Der Gehirnspezialist Gérard Saillant traf am Dienstag in Japan ein, um den 25-Jährigen nach seinem schweren Unfall zu betreuen. Bianchis Familie muss indes weiter um das Leben ihres Sprosses bangen.

Suzuka/Yopkkaichi. In den schwersten Stunden von Jules Bianchi und dessen leidgeprüfter Familie zeigt sich die Formel 1 vereint. Wie nach dem Skiunfall von Rekordweltmeister Michael Schumacher, der sich dabei ebenfalls schwere Kopfverletzungen zugezogen hatte, reißt die Anteilnahme nicht ab. „Betet für Jules“, schrieb WM-Spitzenreiter Lewis Hamilton bei Facebook. „ForzaJules“, titelte Ferrari auf seiner Formel-1-Homepage.

Medienberichten zufolge ist Chirurg Gérard Saillant, Arzt und guter Freund von Rekordweltmeister Michael Schumacher, inzwischen in Japan zur weiteren Behandlung des schwer verunglückten Formel-1-Piloten eingetroffen. Erst nach Gesprächen mit dem 69 Jahre alten Mediziner sind neue Informationen zum Zustand des Marussia-Fahrers zu erwarten.

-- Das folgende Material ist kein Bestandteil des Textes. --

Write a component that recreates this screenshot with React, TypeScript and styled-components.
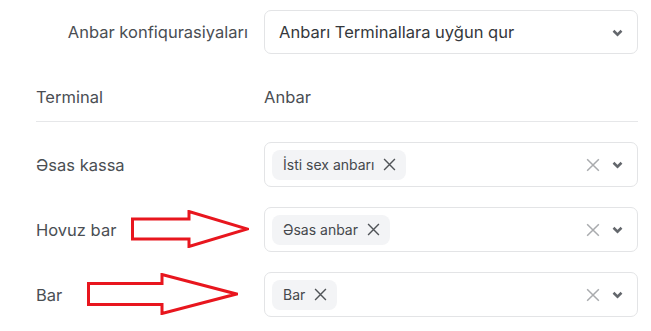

Saillant war auch nach Schumachers Skiunfall direkt zu Beratungen mit den behandelnden Medizinern zu Jahresbeginn nach Grenoble gefahren. Er hatte Schumacher unter anderem 1999 nach dessen Unfall in Silverstone operiert, bei dem sich der gebürtige Kerpener einen Schien- und Wadenbeinbruch zugezogen hatte. Saillant ist Präsident des Gehirn- und Rückenmarks-Instituts in Paris.

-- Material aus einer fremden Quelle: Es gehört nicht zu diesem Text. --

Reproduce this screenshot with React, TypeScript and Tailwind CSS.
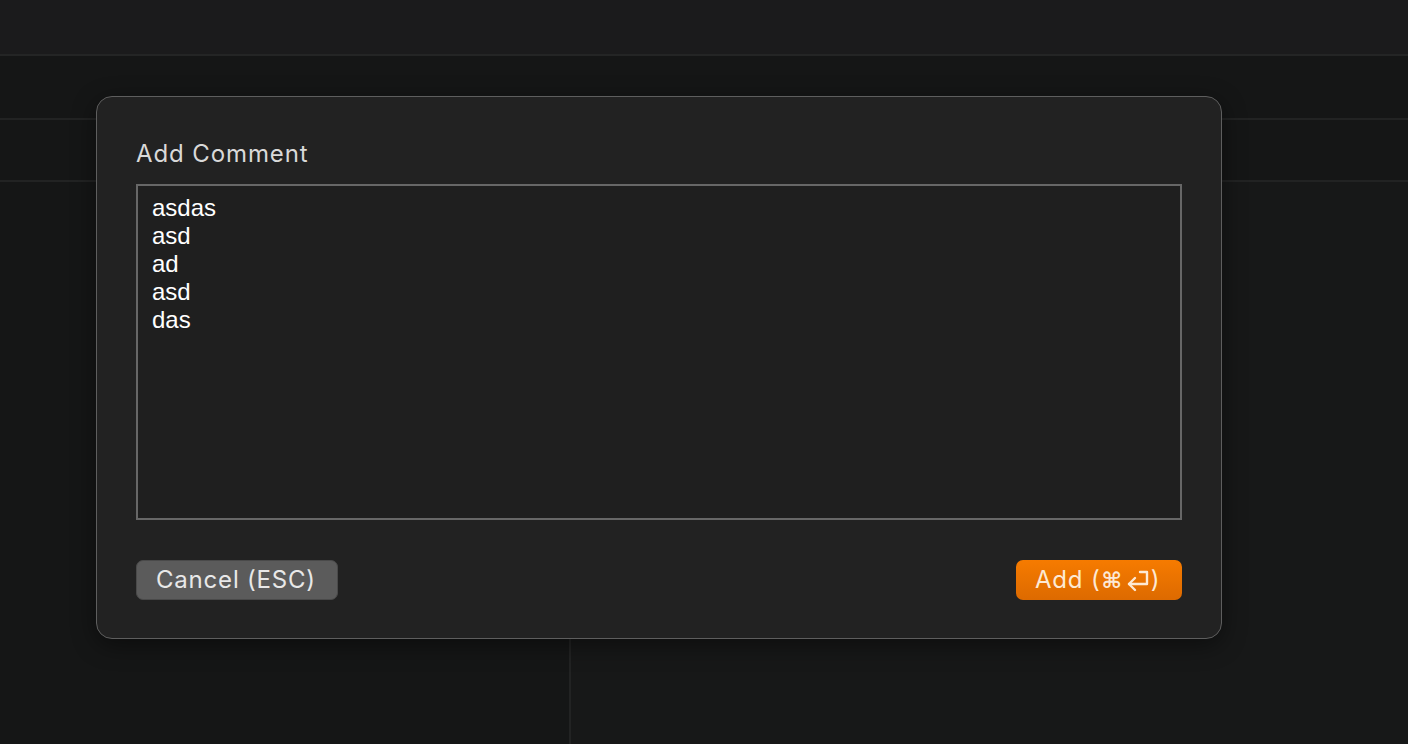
import React from "react";

export default function App() {
  const lines = ["asdas", "asd", "ad", "asd", "das"];
  return (
    <div className="relative w-[1408px] h-[744px] overflow-hidden bg-[#151616]" style={{ fontFamily: "Inter, 'Liberation Sans', sans-serif" }}>
      <div className="flex flex-col h-[744px]">
        <div className="h-[56px] shrink-0 bg-[#1b1b1c] border-b-2 border-[#242525]" />
        <div className="h-[64px] shrink-0 border-b-2 border-[#222323]" />
        <div className="h-[62px] shrink-0 border-b-2 border-[#222323]" />
        <div className="flex grow">
          <div className="w-[571px] border-r-2 border-[#222323]" />
          <div className="grow bg-[#171818]" />
        </div>
      </div>

      <div className="absolute left-[96px] top-[96px] w-[1126px] h-[543px] rounded-[16px] border border-[#5e5e5e] bg-[#222222] shadow-[0_6px_24px_rgba(0,0,0,0.45)] px-[39px] pt-[39px] flex flex-col">
        <div className="h-[48px] text-[24px] leading-[36px] text-[#d9d9d9] tracking-[0.9px]">Add Comment</div>
        <div className="h-[336px] border-2 border-[#676767] bg-[#1f1f1f] pl-[14px] pt-[8px]" style={{ fontFamily: "'Liberation Sans', Arial, sans-serif" }}>
          {lines.map((l, i) => (
            <div key={i} className="text-[24px] leading-[28px] text-white">{l}</div>
          ))}
        </div>
        <div className="flex justify-between mt-[40px]">
          <div className="h-[40px] w-[202px] rounded-[7px] bg-[#5b5b5b] border border-[#4a4a4a] pl-[19px] flex items-center text-[24px] tracking-[0.8px] text-[#e8e8e8]">
            Cancel (ESC)
          </div>
          <div className="h-[40px] w-[166px] rounded-[7px] bg-gradient-to-b from-[#f67b00] to-[#dd6a00] pl-[19px] flex items-center text-[24px] tracking-[0.8px] text-[#fde9d4]">
            <span>Add (</span>
            <span style={{ fontFamily: "'DejaVu Sans', sans-serif" }} className="text-[22px] ml-[1px] font-bold">⌘</span>
            <svg width="26" height="24" viewBox="0 0 26 24" className="ml-[2px]" fill="none" stroke="#fde9d4" strokeWidth="2.4" strokeLinecap="round" strokeLinejoin="round">
              <path d="M15 4h7v12H4" />
              <path d="M10 10l-6 6 6 6" />
            </svg>
            <span>)</span>
          </div>
        </div>
      </div>
    </div>
  );
}
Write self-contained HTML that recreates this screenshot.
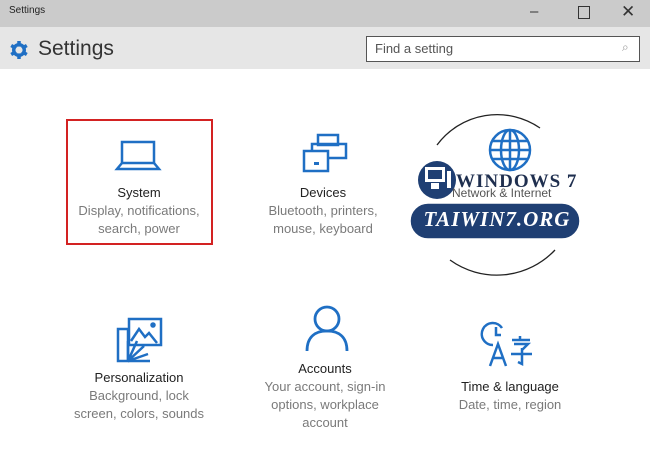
<!DOCTYPE html>
<html><head><meta charset="utf-8"><style>
body{margin:0;width:650px;height:466px;background:#fff;font-family:"Liberation Sans",sans-serif;position:relative;overflow:hidden}
.a{position:absolute}
.t{position:absolute;text-align:center;width:200px;font-size:13px;color:#222;line-height:18px}
.t span{color:#7a7a7a;display:block}
svg{position:absolute;overflow:visible}
</style></head><body>
<div class="a" style="left:0;top:0;width:650px;height:27px;background:#cbcbcb"></div>
<div class="a" style="left:9px;top:5px;font-size:10px;color:#222">Settings</div>
<div class="a" style="left:530px;top:3px;font-size:15px;color:#333">–</div>
<div class="a" style="left:578px;top:6px;width:10px;height:11px;border:1.5px solid #333"></div>
<div class="a" style="left:621px;top:2px;font-size:17px;color:#333">✕</div>
<div class="a" style="left:0;top:27px;width:650px;height:42px;background:#e6e6e6"></div>
<svg style="left:9px;top:40px" width="20" height="20" viewBox="0 0 20 20"><circle cx="10" cy="10" r="5.5" fill="none" stroke="#1f6fc4" stroke-width="3"/><g stroke="#1f6fc4" stroke-width="3.5"><line x1="10" y1="1" x2="10" y2="19"/><line x1="2.2" y1="5.5" x2="17.8" y2="14.5"/><line x1="2.2" y1="14.5" x2="17.8" y2="5.5"/></g><circle cx="10" cy="10" r="3.5" fill="#e6e6e6"/></svg>
<div class="a" style="left:38px;top:37px;font-size:21px;color:#333">Settings</div>
<div class="a" style="left:366px;top:36px;width:272px;height:24px;border:1.5px solid #555;background:#fff"></div>
<div class="a" style="left:375px;top:41px;font-size:13px;color:#555">Find a setting</div>
<div class="a" style="left:622px;top:40px;font-size:12px;color:#999">⌕</div>

<div class="a" style="left:66px;top:119px;width:143px;height:122px;border:2px solid #d32222"></div>
<svg style="left:116px;top:140px" width="46" height="32"><rect x="6" y="2" width="32" height="21" fill="none" stroke="#1f6fc4" stroke-width="2.5"/><path d="M6 23 L1 29 H43 L38 23" fill="none" stroke="#1f6fc4" stroke-width="2.5"/></svg>
<div class="t" style="left:39px;top:184px">System<span>Display, notifications,<br>search, power</span></div>

<svg style="left:302px;top:133px" width="46" height="42" fill="none" stroke="#1f6fc4" stroke-width="2.5"><rect x="16" y="2" width="20" height="10"/><rect x="10" y="11" width="34" height="14"/><rect x="2" y="18" width="24" height="20" fill="#fff"/><rect x="12" y="29" width="5" height="3" fill="#1f6fc4" stroke="none"/></svg>
<div class="t" style="left:223px;top:184px">Devices<span>Bluetooth, printers,<br>mouse, keyboard</span></div>

<svg style="left:115px;top:317px" width="48" height="46" fill="none" stroke="#1f6fc4" stroke-width="2.5"><rect x="14" y="2" width="32" height="26"/><path d="M16 24 L24 12 L30 20 L34 16 L42 26"/><circle cx="38" cy="8" r="1.5" fill="#1f6fc4"/><rect x="3" y="12" width="10" height="32" fill="#fff"/><path d="M13 44 L13 24 M13 44 L35 44 M13 44 L22 24 M13 44 L29 29 M13 44 L33 37"/></svg>
<div class="t" style="left:39px;top:369px">Personalization<span>Background, lock<br>screen, colors, sounds</span></div>

<svg style="left:304px;top:304px" width="46" height="48" fill="none" stroke="#1f6fc4" stroke-width="2.8"><circle cx="23" cy="15" r="12"/><path d="M3 47 C3 32 12 27 23 27 C34 27 43 32 43 47"/></svg>
<div class="t" style="left:225px;top:360px">Accounts<span>Your account, sign-in<br>options, workplace<br>account</span></div>

<svg style="left:484px;top:322px" width="52" height="46" fill="none" stroke="#1f6fc4" stroke-width="2.5"><path d="M18 6 A11 11 0 1 0 9 23"/><path d="M12 5 V13 H17"/><path d="M6 44 L14 22 L22 44 M9 36 H19"/><path d="M28 18 H46 M30 22 H44 L38 28 M38 26 V42 L34 40 M27 32 H48 M36 14 L36 18"/></svg>
<div class="t" style="left:410px;top:378px">Time &amp; language<span>Date, time, region</span></div>

<!-- watermark -->
<svg style="left:400px;top:110px" width="200" height="180">
<path d="M37 35 A75 75 0 0 1 140 18" fill="none" stroke="#222" stroke-width="1.3"/>
<path d="M50 150 A80 80 0 0 0 155 140" fill="none" stroke="#222" stroke-width="1.3"/>
<g fill="none" stroke="#1f6fc4" stroke-width="2.5"><circle cx="110" cy="40" r="20"/><ellipse cx="110" cy="40" rx="9" ry="20"/><line x1="90" y1="40" x2="130" y2="40"/><line x1="92" y1="31" x2="128" y2="31"/><line x1="92" y1="49" x2="128" y2="49"/><line x1="110" y1="20" x2="110" y2="60"/></g>
<circle cx="37" cy="70" r="19" fill="#1f3f73"/>
<rect x="25" y="57" width="20" height="15" fill="#fff"/><rect x="28" y="60" width="14" height="9" fill="#1f3f73"/><rect x="31" y="73" width="8" height="6" fill="#fff"/><rect x="47" y="61" width="4" height="17" fill="#fff"/>
<rect x="10" y="93" width="170" height="36" rx="18" fill="#1f3f73" stroke="#fff" stroke-width="1.5"/>
</svg>
<div class="a" style="left:456px;top:171px;font-family:'Liberation Serif',serif;font-weight:bold;font-size:19px;color:#1f2f4f;letter-spacing:1px">WINDOWS 7</div>
<div class="a" style="left:452px;top:186px;font-size:12px;color:#555">Network &amp; Internet</div>
<div class="a" style="left:414px;top:207px;width:166px;text-align:center;font-family:'Liberation Serif',serif;font-weight:bold;font-style:italic;font-size:21px;color:#fff;letter-spacing:1px">TAIWIN7.ORG</div>
</body></html>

Nicht die erste schmerzvolle Erfahrung der Bianchis

Der 25-Jährige Bianchi kämpft im Krankenhaus von Yokkaichi weiter um sein Leben. Am Montag sind auch seine Eltern dort eingetroffen. Es ist nicht das erste Mal, dass die motorsportverrückten Bianchis durch ihre Leidenschaft an die Grenzen des Erträglichen stoßen. Jules' Großonkel Lucien starb 1969 bei Testfahrten in Le Mans, er war zuvor 17 Mal auch in der Formel 1 gestartet.

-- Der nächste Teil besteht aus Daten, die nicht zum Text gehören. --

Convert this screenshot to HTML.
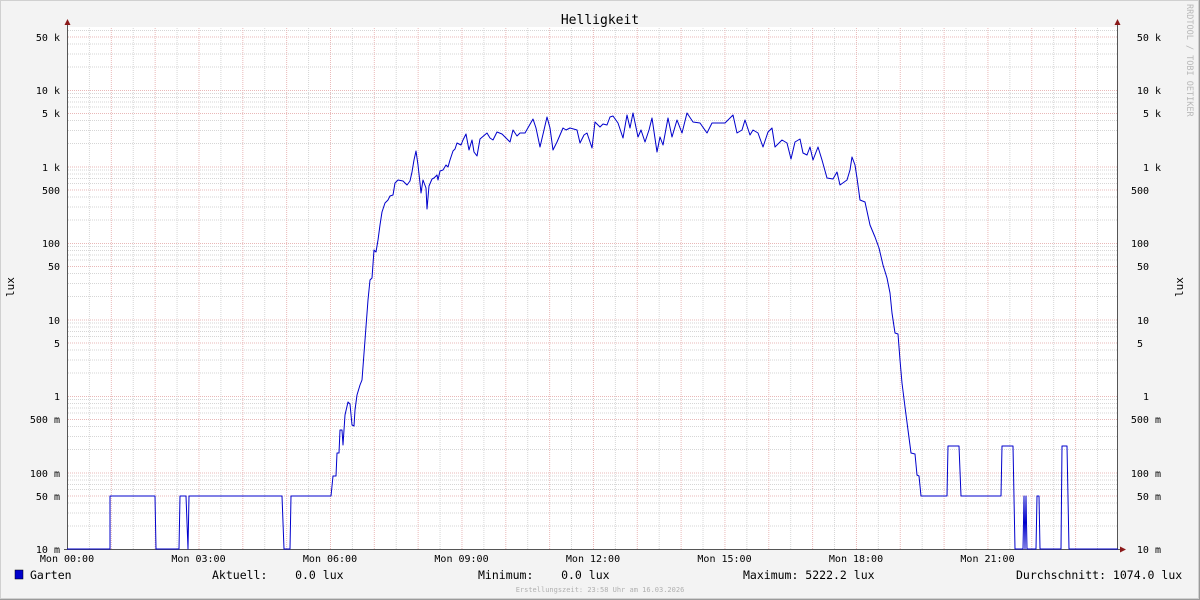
<!DOCTYPE html>
<html><head><meta charset="utf-8"><style>
html,body{margin:0;padding:0;background:#f3f3f3}
svg{display:block}
text{font-family:"DejaVu Sans Mono","Liberation Mono",monospace;fill:#000}
</style></head><body>
<svg width="1200" height="600" xmlns="http://www.w3.org/2000/svg">
<defs>
<pattern id="hg" patternUnits="userSpaceOnUse" x="0" y="13.5" width="10" height="76.5">
<g stroke-width="1" stroke-dasharray="1,1" fill="none">
<line x1="0" x2="10" y1="53.5" y2="53.5" stroke="#d6d6d6"/>
<line x1="0" x2="10" y1="40.5" y2="40.5" stroke="#d6d6d6"/>
<line x1="0" x2="10" y1="30.5" y2="30.5" stroke="#d6d6d6"/>
<line x1="0" x2="10" y1="23.5" y2="23.5" stroke="#e9b8b8"/>
<line x1="0" x2="10" y1="17" y2="17" stroke="#d6d6d6"/>
<line x1="0" x2="10" y1="12" y2="12" stroke="#d6d6d6"/>
<line x1="0" x2="10" y1="7.5" y2="7.5" stroke="#d6d6d6"/>
<line x1="0" x2="10" y1="3.5" y2="3.5" stroke="#d6d6d6"/>
<line x1="0" x2="10" y1="0.5" y2="0.5" stroke="#e9b8b8"/>
</g></pattern>
<pattern id="vg" patternUnits="userSpaceOnUse" x="67" y="0" width="43.83" height="10">
<line x1="22.4" x2="22.4" y1="0" y2="10" stroke="#d6d6d6" stroke-dasharray="1,1"/>
<line x1="0.5" x2="0.5" y1="0" y2="10" stroke="#e9b8b8" stroke-dasharray="1,1"/>
</pattern>
</defs>
<rect x="0" y="0" width="1200" height="600" fill="#f3f3f3"/>
<rect x="0.5" y="0.5" width="1198" height="598" fill="none" stroke="#d0d0d0"/>
<line x1="1199.5" y1="0" x2="1199.5" y2="600" stroke="#9a9a9a"/>
<line x1="0" y1="599.5" x2="1200" y2="599.5" stroke="#9a9a9a"/>
<rect x="67" y="27" width="1051" height="522" fill="#fff"/>
<rect x="67" y="27" width="1051" height="522" fill="url(#hg)"/>
<rect x="67" y="27" width="1051" height="522" fill="url(#vg)"/>
<text x="600" y="24" font-size="13" text-anchor="middle">Helligkeit</text>
<g font-size="10" text-anchor="end">
<text x="60" y="41">50 k</text><text x="60" y="94">10 k</text><text x="60" y="117">5 k</text>
<text x="60" y="171">1 k</text><text x="60" y="194">500</text><text x="60" y="247">100</text>
<text x="60" y="270">50</text><text x="60" y="324">10</text><text x="60" y="347">5</text>
<text x="60" y="400">1</text><text x="60" y="423">500 m</text><text x="60" y="477">100 m</text>
<text x="60" y="500">50 m</text><text x="60" y="553">10 m</text>
</g>
<g font-size="10" text-anchor="end">
<text x="1161" y="41">50 k</text><text x="1161" y="94">10 k</text><text x="1161" y="117">5 k</text>
<text x="1161" y="171">1 k</text><text x="1149" y="194">500</text><text x="1149" y="247">100</text>
<text x="1149" y="270">50</text><text x="1149" y="324">10</text><text x="1143" y="347">5</text>
<text x="1149" y="400">1</text><text x="1161" y="423">500 m</text><text x="1161" y="477">100 m</text>
<text x="1161" y="500">50 m</text><text x="1161" y="553">10 m</text>
</g>
<g font-size="10" text-anchor="middle">
<text x="67" y="562">Mon 00:00</text><text x="198.5" y="562">Mon 03:00</text><text x="330" y="562">Mon 06:00</text>
<text x="461.5" y="562">Mon 09:00</text><text x="593" y="562">Mon 12:00</text><text x="724.5" y="562">Mon 15:00</text>
<text x="856" y="562">Mon 18:00</text><text x="987.5" y="562">Mon 21:00</text>
</g>
<text font-size="11" transform="translate(14,287) rotate(-90)" text-anchor="middle">lux</text>
<text font-size="11" transform="translate(1183,287) rotate(-90)" text-anchor="middle">lux</text>
<text font-size="8.5" style="fill:#b8b8b8" transform="translate(1187,4) rotate(90)">RRDTOOL / TOBI OETIKER</text>
<g stroke="#555" stroke-width="1">
<line x1="67.5" y1="22" x2="67.5" y2="550"/>
<line x1="1117.5" y1="22" x2="1117.5" y2="550"/>
<line x1="64" y1="549.5" x2="1122" y2="549.5"/>
</g>
<polygon points="64.5,25 70.5,25 67.5,19" fill="#8b1a1a"/>
<polygon points="1114.5,25 1120.5,25 1117.5,19" fill="#8b1a1a"/>
<polygon points="1120,546.5 1120,552.5 1126,549.5" fill="#8b1a1a"/>
<path fill="none" stroke="#0000cc" stroke-width="1" stroke-linejoin="round" d="M67,549 L110,549 L110,496 L155,496 L156,549 L179,549 L180,496 L186,496 L188,549 L189,496 L282,496 L284,549 L290,549 L291,496 L331,496 L333,476 L336,476 L337,453 L339,453 L340,430 L342,430 L343,445 L345,415 L348,402 L350,404 L352,425 L354,426 L355,410 L357,395 L360,385 L362,380 L365,340 L368,300 L370,280 L372,278 L374,250 L376,252 L378,240 L380,225 L382,212 L385,203 L388,200 L390,196 L393,195 L395,183 L398,180 L403,181 L407,185 L410,181 L412,172 L414,160 L416,151 L418,165 L420,183 L421,193 L423,180 L426,188 L427,209 L429,186 L432,179 L434,178 L437,175 L438,180 L440,171 L443,170 L446,165 L448,167 L450,160 L453,151 L455,149 L457,143 L461,145 L463,140 L466,134 L469,150 L472,140 L474,152 L477,156 L480,139 L487,133 L490,138 L493,140 L497,132 L502,134 L506,138 L510,142 L513,130 L517,136 L520,133 L525,133 L529,126 L533,119 L536,128 L540,147 L544,130 L547,117 L550,128 L553,150 L557,142 L563,128 L566,130 L570,128 L577,130 L580,143 L584,135 L587,133 L592,148 L595,122 L600,127 L603,124 L607,125 L610,117 L613,116 L618,123 L623,138 L627,115 L630,128 L633,113 L638,137 L641,130 L645,142 L649,130 L652,118 L657,152 L660,137 L663,145 L668,118 L672,137 L677,120 L682,133 L687,113 L693,122 L700,123 L707,133 L712,123 L718,123 L725,123 L733,115 L737,133 L742,130 L745,120 L750,135 L753,130 L758,133 L763,147 L768,132 L772,128 L775,147 L782,140 L787,143 L791,159 L795,142 L800,139 L803,153 L807,155 L810,147 L813,160 L818,147 L822,160 L827,178 L833,179 L837,172 L840,185 L847,180 L850,170 L852,157 L855,165 L857,178 L860,200 L865,202 L870,225 L875,237 L879,248 L883,265 L887,278 L890,293 L892,313 L895,333 L898,334 L900,360 L902,383 L905,407 L908,430 L911,453 L915,454 L917,475 L919,476 L921,496 L947,496 L948,446 L959,446 L961,496 L1001,496 L1002,446 L1013,446 L1015,549 L1023,549 L1024,496 L1025,549 L1026,496 L1027,549 L1036,549 L1037,496 L1039,496 L1040,549 L1061,549 L1062,446 L1067,446 L1069,549 L1118,549"/>
<rect x="15" y="570" width="8" height="9" fill="#0000cc" stroke="#000" stroke-width="0.5"/>
<g font-size="11.5">
<text x="30" y="579">Garten</text>
<text x="212" y="579" xml:space="preserve">Aktuell:    0.0 lux</text>
<text x="478" y="579" xml:space="preserve">Minimum:    0.0 lux</text>
<text x="743" y="579" xml:space="preserve">Maximum: 5222.2 lux</text>
<text x="1016" y="579" xml:space="preserve">Durchschnitt: 1074.0 lux</text>
</g>
<text x="600" y="592" font-size="7" text-anchor="middle" style="fill:#b0b0b0">Erstellungszeit: 23:58 Uhr am 16.03.2026</text>
</svg>
</body></html>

Ein Jahr vor Lucien Bianchis tödlichem Unfall war Jules Bianchis Großvater Mauro beim 24-Stunden-Rennen von Le Mans nur knapp dem Tod entkommen. Er hatte sich schwere Brandverletzungen zugezogen, Lucien gewann das Rennen. Als dieser im Jahr darauf auf dem Kurs in Frankreich verunglückte, mit gerade einmal 34 Jahren, beendete auch Mauro endgültig seine Karriere.

Jules Bianchi wollte trotzdem immer Formel-1-Pilot werden, die Motorsport-Tradition der Bianchis fortsetzen. Vater Philippe, Sohn von Mauro Bianchi, hatte es nicht gekonnt. „Es war zu schwer für mich, die Familie wollte kein weiteres Unheil mehr ertragen müssen“, sagte er einmal.

„Gekennzeichnet, aber nicht demotiviert durch die schmerzvollen Erfahrung in seiner Familie, ist der Junge ein echter Wettkämpfer, sich der Gefahr bewusst, aber auch dem Fortschritt in der Formel 1 auf dem Sektor der Sicherheit“, schrieb die französische Zeitung „Le Monde“ über Jules Bianchi. Er startete wie fast alle im Kart. Mit dreieinhalb Jahren fuhr er erstmals auf der Bahn, die seinem Vater gehört.

Als französischer Kart-Meister stieg Jules Bianchi 2007 in die Formel Renault 2.0 ein – und gewann die Serie in seinem Debüt-Jahr. Seit 2010 gehörte er der „Ferrari Driver Academy“ an. Er wurde mit dem Team ART zweimal Dritter in der Nachwuchsserie GP2. 2012 folgte der Schritt in die Formel 1.

Überzeugend trotz unterlegener Autos

Bianchi wurde zum Ersatzfahrer des Force-India-Rennstalls berufen. En passant ging er in der Formel Renault 3.5 an den Start. Drei Siege und insgesamt acht Podiumsplätze bescherten Bianchi letztlich den zweiten Gesamtrang – und ein Engagement als Stammfahrer beim russischen Team Marussia, das die Antriebe seiner Autos von Ferrari bekommt.

In seinem ersten Formel-1-Jahr kam er im unterlegenen Wagen einmal sogar auf Rang 13. Seinem Team bescherte das im Duell mit Caterham den zehnten Platz in der abschließenden Konstrukteurswertung. In diesem Jahr gelang Bianchi in Monaco eine kleine Sensation. Trotz zweier Strafen wurde der im benachbarten Nizza geborene Pilot beim Klassiker Neunter.

Mehr als einmal wurde er auch schon als Kandidat für ein Stammcockpit bei Ferrari gehandelt. Ausgerechnet vor dem Rennen mit dem so schrecklichen Unfall wurde er in Suzuka gefragt, ob er dazu bereit sei. „Natürlich“, sagte er selbstbewusst, aber keineswegs überheblich vor dem Großen Preis von Japan. „Es wäre doch ein logischer Schritt für mich“, betonte er vor dem 34. Grand Prix seiner Karriere.

Das alles ist momentan jedoch völlig unwichtig.